Por uno u otro camino, el único que resulta perjudicado con este manejo de la noticia, con esta manipulación de la verdad y el tamiz que decide según intereses particulares -mas no a nombre del interés general-, qué se publica y qué no, es el ciudadano común. A él no se le respeta su derecho constitucional de estar informado.

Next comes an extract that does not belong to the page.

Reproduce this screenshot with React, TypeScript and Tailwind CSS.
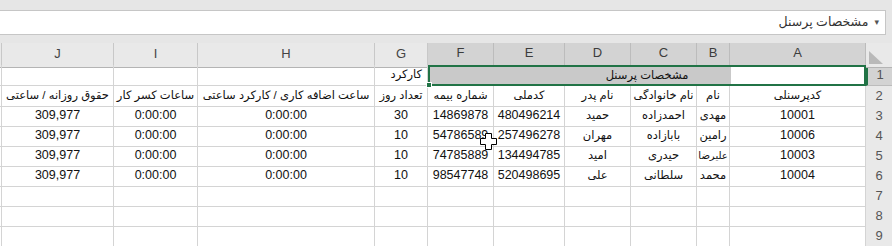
import React from "react";

const FONT = { fontFamily: '"Liberation Sans", "DejaVu Sans", sans-serif' };

type Row = { a: string; b: string; c: string; d: string; e: string; f: string; g: string; small?: boolean };

const rows: Row[] = [
  { a: "10001", b: "مهدی", c: "احمدزاده", d: "حمید", e: "480496214", f: "14869878", g: "30" },
  { a: "10006", b: "رامین", c: "بابازاده", d: "مهران", e: "257496278", f: "54786589", g: "10" },
  { a: "10003", b: "علیرضا", c: "حیدری", d: "امید", e: "134494785", f: "74785889", g: "10", small: true },
  { a: "10004", b: "محمد", c: "سلطانی", d: "علی", e: "520498695", f: "98547748", g: "10" },
];

const GRID =
  "grid grid-cols-[2px_112px_84px_177px_53px_66px_71px_66px_66px_33px_136px_26px]";

function Cell({
  children,
  className = "",
  ar = false,
}: {
  children?: React.ReactNode;
  className?: string;
  ar?: boolean;
}) {
  return (
    <div
      dir={ar ? "rtl" : "ltr"}
      className={
        "flex items-center justify-center overflow-hidden whitespace-nowrap border-r border-b border-[#d4d4d4] text-[#111] " +
        (ar ? "text-[11.5px] " : "text-[12.5px] ") +
        className
      }
    >
      {children}
    </div>
  );
}

function ColHead({ label, sel }: { label: string; sel?: boolean }) {
  return (
    <div
      className={
        "flex items-end justify-center pb-[3px] border-r text-[13px] " +
        (sel
          ? "bg-[#d3d3d3] border-[#bcbcbc] border-b-2 border-b-[#217346] text-[#3c3c3c]"
          : "bg-[#e9e9e9] border-[#c8c8c8] border-b border-b-[#b4b4b4] text-[#444]")
      }
    >
      {label}
    </div>
  );
}

function RowHead({ n, sel }: { n: number; sel?: boolean }) {
  return (
    <div
      className={
        "flex items-center justify-center border-b text-[13px] text-[#555] " +
        (sel
          ? "bg-[#d3d3d3] border-[#bcbcbc] border-l-2 border-l-[#217346]"
          : "bg-[#e9e9e9] border-[#c6c6c6]")
      }
    >
      {n}
    </div>
  );
}

export default function App() {
  return (
    <div className="w-[892px] h-[246px] overflow-hidden bg-[#e6e6e6] relative" style={FONT}>
      {/* top bar */}
      <div className="h-[10px]" />
      <div className="h-[25px] w-[886px] bg-white border border-[#c6c6c6] border-l-0 flex items-center justify-end pr-[6px] gap-[6px]">
        <span dir="rtl" className="text-[12.5px] text-[#333]">
          مشخصات پرسنل
        </span>
        <span className="text-[9px] text-[#555]">▾</span>
      </div>
      <div className="h-[8px]" />

      {/* column headers */}
      <div className={GRID + " h-[22px]"}>
        <div className="bg-[#e9e9e9] border-r border-[#c8c8c8] border-b border-b-[#b4b4b4]" />
        <ColHead label="J" />
        <ColHead label="I" />
        <ColHead label="H" />
        <ColHead label="G" />
        <ColHead label="F" sel />
        <ColHead label="E" sel />
        <ColHead label="D" sel />
        <ColHead label="C" sel />
        <ColHead label="B" sel />
        <ColHead label="A" sel />
        <div className="bg-[#e9e9e9] border-b border-[#b4b4b4] relative">
          <svg className="absolute left-[3px] bottom-[3px]" width="14" height="13" viewBox="0 0 14 13">
            <polygon points="0,0 0,13 14,13" fill="#b9b9b9" />
          </svg>
        </div>
      </div>

      {/* row 1 */}
      <div className={GRID + " h-[21px] bg-white"}>
        <Cell />
        <Cell />
        <Cell />
        <Cell />
        <Cell ar className="justify-start pr-[5px]">
          کارکرد
        </Cell>
        <div className="col-span-6 relative border-2 border-[#217346] flex">
          <div className="w-[301px] bg-[#c9c9c9]" />
          <div className="flex-1 bg-white" />
          <div className="absolute inset-0 flex items-center justify-center">
            <span dir="rtl" className="text-[11.5px] text-[#111]">
              مشخصات پرسنل
            </span>
          </div>
          <div className="absolute -left-[4px] -bottom-[4px] w-[6px] h-[6px] bg-[#217346] border border-white" />
        </div>
        <RowHead n={1} sel />
      </div>

      {/* row 2 */}
      <div className={GRID + " h-[20px] bg-white"}>
        <Cell />
        <Cell ar>حقوق روزانه / ساعتی</Cell>
        <Cell ar>ساعات کسر کار</Cell>
        <Cell ar>ساعت اضافه کاری / کارکرد ساعتی</Cell>
        <Cell ar>تعداد روز</Cell>
        <Cell ar>شماره بیمه</Cell>
        <Cell ar>کدملی</Cell>
        <Cell ar>نام پدر</Cell>
        <Cell ar>نام خانوادگی</Cell>
        <Cell ar>نام</Cell>
        <Cell ar>کدپرسنلی</Cell>
        <RowHead n={2} />
      </div>

      {rows.map((r, i) => (
        <div key={r.a} className={GRID + " h-[20px] bg-white"}>
          <Cell />
          <Cell>309,977</Cell>
          <Cell>0:00:00</Cell>
          <Cell>0:00:00</Cell>
          <Cell>{r.g}</Cell>
          <Cell>{r.f}</Cell>
          <Cell>{r.e}</Cell>
          <Cell ar>{r.d}</Cell>
          <Cell ar>{r.c}</Cell>
          <Cell ar className={r.small ? "!text-[10px] tracking-[-0.3px]" : ""}>
            {r.b}
          </Cell>
          <Cell>{r.a}</Cell>
          <RowHead n={i + 3} />
        </div>
      ))}

      {[7, 8, 9].map((n) => (
        <div key={n} className={GRID + " h-[20px] bg-white"}>
          {Array.from({ length: 11 }).map((_, k) => (
            <Cell key={k} />
          ))}
          <RowHead n={n} />
        </div>
      ))}

      {/* mouse cursor */}
      <svg
        className="absolute left-[480px] top-[133px]"
        width="17"
        height="17"
        viewBox="0 0 17 17"
      >
        <polygon
          points="5.5,0.5 11.5,0.5 11.5,5.5 16.5,5.5 16.5,11.5 11.5,11.5 11.5,16.5 5.5,16.5 5.5,11.5 0.5,11.5 0.5,5.5 5.5,5.5"
          fill="#fff"
          stroke="#000"
          strokeWidth="1"
        />
      </svg>
    </div>
  );
}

En lo que tiene que ver con el Estado, la cuestión es de fácil solución: no puede un funcionario del gobierno, sea nacional, provincial o comunal, decidir a quién le da publicidad y a quién se la niega. La publicidad oficial no es una concesión graciosa de ningún gobierno. La Constitución Nacional establece la publicidad de los actos de gobierno, de modo que nadie debe sentirse agradecido por ello, porque se trata de una obligación, no de una gentileza. Pero además, esa publicidad se realiza con el dinero de la comunidad que paga impuestos. ¿Por qué va a decidir una persona el destino de un dinero que todos aportamos para cumplir con una obligación constitucional? Tal vez sea hora de establecer un comité compuesto por legisladores, representantes del gobierno, de los medios de comunicación, de las cámaras de anunciantes y de entidades defensoras de los derechos del consumidor para que, entre todos, decidan adónde y cómo va a parar la publicidad oficial. Donde no hay solución posible es en la relación corrompida entre periodistas y factores de poder, ya sean públicos o privados. No hay forma de regular la deshonestidad. Ante ese escenario, la única herramienta de defensa que tiene el ciudadano es desconfiar de todo lo que lee, ve y escucha. Cuando los medios comprueben que han perdido credibilidad y esa situación les afecte directamente a los ingresos, tal vez decidan poner las cosas otra vez en su lugar: las noticias serán noticias, el público ejercerá su derecho a saber y el dinero sucio dejará de circular en sobres oscuros, porque nadie querrá que el peso de la verdad achique su propia “torta”. Es más fácil perdonar un error, que un favor hecho para taparlo.